GIVEN REQUEST => Without including any pictures, write out the listing below exactly.
──────
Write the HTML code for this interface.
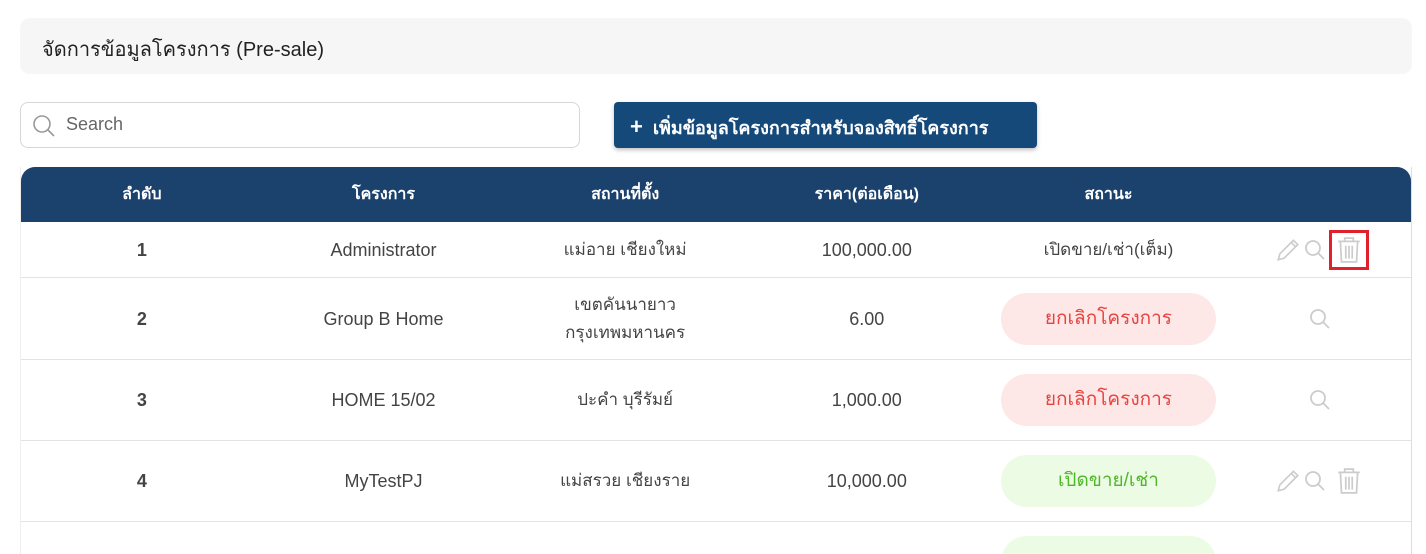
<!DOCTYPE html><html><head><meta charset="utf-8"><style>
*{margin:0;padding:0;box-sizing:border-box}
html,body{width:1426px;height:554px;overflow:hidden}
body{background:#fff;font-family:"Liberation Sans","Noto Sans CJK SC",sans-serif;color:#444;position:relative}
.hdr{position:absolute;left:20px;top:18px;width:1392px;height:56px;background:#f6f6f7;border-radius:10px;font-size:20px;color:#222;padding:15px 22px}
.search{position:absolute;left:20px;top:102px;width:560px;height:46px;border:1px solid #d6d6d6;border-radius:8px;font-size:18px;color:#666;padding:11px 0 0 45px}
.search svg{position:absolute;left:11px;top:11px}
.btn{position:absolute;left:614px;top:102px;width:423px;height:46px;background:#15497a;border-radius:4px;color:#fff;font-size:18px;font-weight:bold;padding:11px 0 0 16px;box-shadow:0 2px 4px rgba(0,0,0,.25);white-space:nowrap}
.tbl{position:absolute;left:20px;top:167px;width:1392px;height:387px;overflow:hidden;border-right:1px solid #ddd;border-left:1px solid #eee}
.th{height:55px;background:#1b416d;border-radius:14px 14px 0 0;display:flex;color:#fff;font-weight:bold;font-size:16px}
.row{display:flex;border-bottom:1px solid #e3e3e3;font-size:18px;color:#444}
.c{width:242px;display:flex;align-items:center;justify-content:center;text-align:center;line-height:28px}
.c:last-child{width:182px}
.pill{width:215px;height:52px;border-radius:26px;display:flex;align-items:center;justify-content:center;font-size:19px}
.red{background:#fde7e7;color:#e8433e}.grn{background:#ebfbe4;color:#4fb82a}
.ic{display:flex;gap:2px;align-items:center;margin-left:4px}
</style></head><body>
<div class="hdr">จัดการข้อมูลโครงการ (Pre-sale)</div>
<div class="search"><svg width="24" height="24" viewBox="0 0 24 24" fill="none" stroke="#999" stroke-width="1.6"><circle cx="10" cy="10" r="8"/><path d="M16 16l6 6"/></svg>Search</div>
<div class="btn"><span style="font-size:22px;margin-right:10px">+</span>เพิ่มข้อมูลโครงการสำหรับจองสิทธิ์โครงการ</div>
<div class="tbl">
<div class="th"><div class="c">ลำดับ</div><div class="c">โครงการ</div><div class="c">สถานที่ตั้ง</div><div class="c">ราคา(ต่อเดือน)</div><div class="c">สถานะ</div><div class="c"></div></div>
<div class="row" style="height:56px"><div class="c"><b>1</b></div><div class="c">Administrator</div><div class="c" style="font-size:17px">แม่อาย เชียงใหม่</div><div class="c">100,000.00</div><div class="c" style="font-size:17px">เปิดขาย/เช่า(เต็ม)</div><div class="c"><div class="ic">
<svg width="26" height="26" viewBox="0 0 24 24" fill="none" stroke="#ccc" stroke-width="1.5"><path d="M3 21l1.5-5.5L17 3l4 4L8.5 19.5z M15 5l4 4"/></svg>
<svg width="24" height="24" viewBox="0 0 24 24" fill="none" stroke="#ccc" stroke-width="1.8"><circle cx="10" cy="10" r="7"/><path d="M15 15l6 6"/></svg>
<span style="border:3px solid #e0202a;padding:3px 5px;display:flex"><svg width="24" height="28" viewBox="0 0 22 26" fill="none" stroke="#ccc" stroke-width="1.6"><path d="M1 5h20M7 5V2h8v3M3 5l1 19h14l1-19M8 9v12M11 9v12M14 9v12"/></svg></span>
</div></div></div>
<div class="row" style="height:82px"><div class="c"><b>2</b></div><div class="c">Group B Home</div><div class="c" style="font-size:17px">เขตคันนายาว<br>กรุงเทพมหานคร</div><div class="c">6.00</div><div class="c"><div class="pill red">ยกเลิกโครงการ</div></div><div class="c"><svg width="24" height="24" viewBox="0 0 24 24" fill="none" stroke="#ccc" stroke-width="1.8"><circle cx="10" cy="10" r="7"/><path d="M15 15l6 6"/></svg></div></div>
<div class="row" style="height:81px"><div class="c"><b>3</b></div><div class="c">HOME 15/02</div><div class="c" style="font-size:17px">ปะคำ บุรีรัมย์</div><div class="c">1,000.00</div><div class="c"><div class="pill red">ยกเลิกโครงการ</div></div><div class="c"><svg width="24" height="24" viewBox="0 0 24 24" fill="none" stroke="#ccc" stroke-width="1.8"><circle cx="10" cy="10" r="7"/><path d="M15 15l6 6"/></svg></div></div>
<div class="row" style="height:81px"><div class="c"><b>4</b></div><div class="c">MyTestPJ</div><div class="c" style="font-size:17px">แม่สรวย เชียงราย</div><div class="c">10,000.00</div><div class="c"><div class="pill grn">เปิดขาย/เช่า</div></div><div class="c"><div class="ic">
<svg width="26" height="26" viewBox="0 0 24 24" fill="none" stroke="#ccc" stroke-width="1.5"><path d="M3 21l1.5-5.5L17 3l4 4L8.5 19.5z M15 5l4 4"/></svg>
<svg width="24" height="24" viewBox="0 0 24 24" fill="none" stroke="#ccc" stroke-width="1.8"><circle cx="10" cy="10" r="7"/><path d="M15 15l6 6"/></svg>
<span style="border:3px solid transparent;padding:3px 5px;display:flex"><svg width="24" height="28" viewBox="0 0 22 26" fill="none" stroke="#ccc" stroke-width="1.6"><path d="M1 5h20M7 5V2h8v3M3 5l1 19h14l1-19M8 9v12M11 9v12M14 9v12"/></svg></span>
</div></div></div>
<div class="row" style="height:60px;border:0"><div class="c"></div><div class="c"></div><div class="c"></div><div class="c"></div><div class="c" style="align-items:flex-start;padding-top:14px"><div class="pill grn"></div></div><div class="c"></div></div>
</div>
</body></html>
──────
REPLY TO THE EXERCISE =>
Write the HTML code for this interface.
<!DOCTYPE html><html><head><meta charset="utf-8"><style>
*{margin:0;padding:0;box-sizing:border-box}
html,body{width:1426px;height:554px;overflow:hidden}
body{background:#fff;font-family:"Liberation Sans","Noto Sans CJK SC",sans-serif;color:#444;position:relative}
.hdr{position:absolute;left:20px;top:18px;width:1392px;height:56px;background:#f6f6f7;border-radius:10px;font-size:20px;color:#222;padding:15px 22px}
.search{position:absolute;left:20px;top:102px;width:560px;height:46px;border:1px solid #d6d6d6;border-radius:8px;font-size:18px;color:#666;padding:11px 0 0 45px}
.search svg{position:absolute;left:11px;top:11px}
.btn{position:absolute;left:614px;top:102px;width:423px;height:46px;background:#15497a;border-radius:4px;color:#fff;font-size:18px;font-weight:bold;padding:11px 0 0 16px;box-shadow:0 2px 4px rgba(0,0,0,.25);white-space:nowrap}
.tbl{position:absolute;left:20px;top:167px;width:1392px;height:387px;overflow:hidden;border-right:1px solid #ddd;border-left:1px solid #eee}
.th{height:55px;background:#1b416d;border-radius:14px 14px 0 0;display:flex;color:#fff;font-weight:bold;font-size:16px}
.row{display:flex;border-bottom:1px solid #e3e3e3;font-size:18px;color:#444}
.c{width:242px;display:flex;align-items:center;justify-content:center;text-align:center;line-height:28px}
.c:last-child{width:182px}
.pill{width:215px;height:52px;border-radius:26px;display:flex;align-items:center;justify-content:center;font-size:19px}
.red{background:#fde7e7;color:#e8433e}.grn{background:#ebfbe4;color:#4fb82a}
.ic{display:flex;gap:2px;align-items:center;margin-left:4px}
</style></head><body>
<div class="hdr">จัดการข้อมูลโครงการ (Pre-sale)</div>
<div class="search"><svg width="24" height="24" viewBox="0 0 24 24" fill="none" stroke="#999" stroke-width="1.6"><circle cx="10" cy="10" r="8"/><path d="M16 16l6 6"/></svg>Search</div>
<div class="btn"><span style="font-size:22px;margin-right:10px">+</span>เพิ่มข้อมูลโครงการสำหรับจองสิทธิ์โครงการ</div>
<div class="tbl">
<div class="th"><div class="c">ลำดับ</div><div class="c">โครงการ</div><div class="c">สถานที่ตั้ง</div><div class="c">ราคา(ต่อเดือน)</div><div class="c">สถานะ</div><div class="c"></div></div>
<div class="row" style="height:56px"><div class="c"><b>1</b></div><div class="c">Administrator</div><div class="c" style="font-size:17px">แม่อาย เชียงใหม่</div><div class="c">100,000.00</div><div class="c" style="font-size:17px">เปิดขาย/เช่า(เต็ม)</div><div class="c"><div class="ic">
<svg width="26" height="26" viewBox="0 0 24 24" fill="none" stroke="#ccc" stroke-width="1.5"><path d="M3 21l1.5-5.5L17 3l4 4L8.5 19.5z M15 5l4 4"/></svg>
<svg width="24" height="24" viewBox="0 0 24 24" fill="none" stroke="#ccc" stroke-width="1.8"><circle cx="10" cy="10" r="7"/><path d="M15 15l6 6"/></svg>
<span style="border:3px solid #e0202a;padding:3px 5px;display:flex"><svg width="24" height="28" viewBox="0 0 22 26" fill="none" stroke="#ccc" stroke-width="1.6"><path d="M1 5h20M7 5V2h8v3M3 5l1 19h14l1-19M8 9v12M11 9v12M14 9v12"/></svg></span>
</div></div></div>
<div class="row" style="height:82px"><div class="c"><b>2</b></div><div class="c">Group B Home</div><div class="c" style="font-size:17px">เขตคันนายาว<br>กรุงเทพมหานคร</div><div class="c">6.00</div><div class="c"><div class="pill red">ยกเลิกโครงการ</div></div><div class="c"><svg width="24" height="24" viewBox="0 0 24 24" fill="none" stroke="#ccc" stroke-width="1.8"><circle cx="10" cy="10" r="7"/><path d="M15 15l6 6"/></svg></div></div>
<div class="row" style="height:81px"><div class="c"><b>3</b></div><div class="c">HOME 15/02</div><div class="c" style="font-size:17px">ปะคำ บุรีรัมย์</div><div class="c">1,000.00</div><div class="c"><div class="pill red">ยกเลิกโครงการ</div></div><div class="c"><svg width="24" height="24" viewBox="0 0 24 24" fill="none" stroke="#ccc" stroke-width="1.8"><circle cx="10" cy="10" r="7"/><path d="M15 15l6 6"/></svg></div></div>
<div class="row" style="height:81px"><div class="c"><b>4</b></div><div class="c">MyTestPJ</div><div class="c" style="font-size:17px">แม่สรวย เชียงราย</div><div class="c">10,000.00</div><div class="c"><div class="pill grn">เปิดขาย/เช่า</div></div><div class="c"><div class="ic">
<svg width="26" height="26" viewBox="0 0 24 24" fill="none" stroke="#ccc" stroke-width="1.5"><path d="M3 21l1.5-5.5L17 3l4 4L8.5 19.5z M15 5l4 4"/></svg>
<svg width="24" height="24" viewBox="0 0 24 24" fill="none" stroke="#ccc" stroke-width="1.8"><circle cx="10" cy="10" r="7"/><path d="M15 15l6 6"/></svg>
<span style="border:3px solid transparent;padding:3px 5px;display:flex"><svg width="24" height="28" viewBox="0 0 22 26" fill="none" stroke="#ccc" stroke-width="1.6"><path d="M1 5h20M7 5V2h8v3M3 5l1 19h14l1-19M8 9v12M11 9v12M14 9v12"/></svg></span>
</div></div></div>
<div class="row" style="height:60px;border:0"><div class="c"></div><div class="c"></div><div class="c"></div><div class="c"></div><div class="c" style="align-items:flex-start;padding-top:14px"><div class="pill grn"></div></div><div class="c"></div></div>
</div>
</body></html>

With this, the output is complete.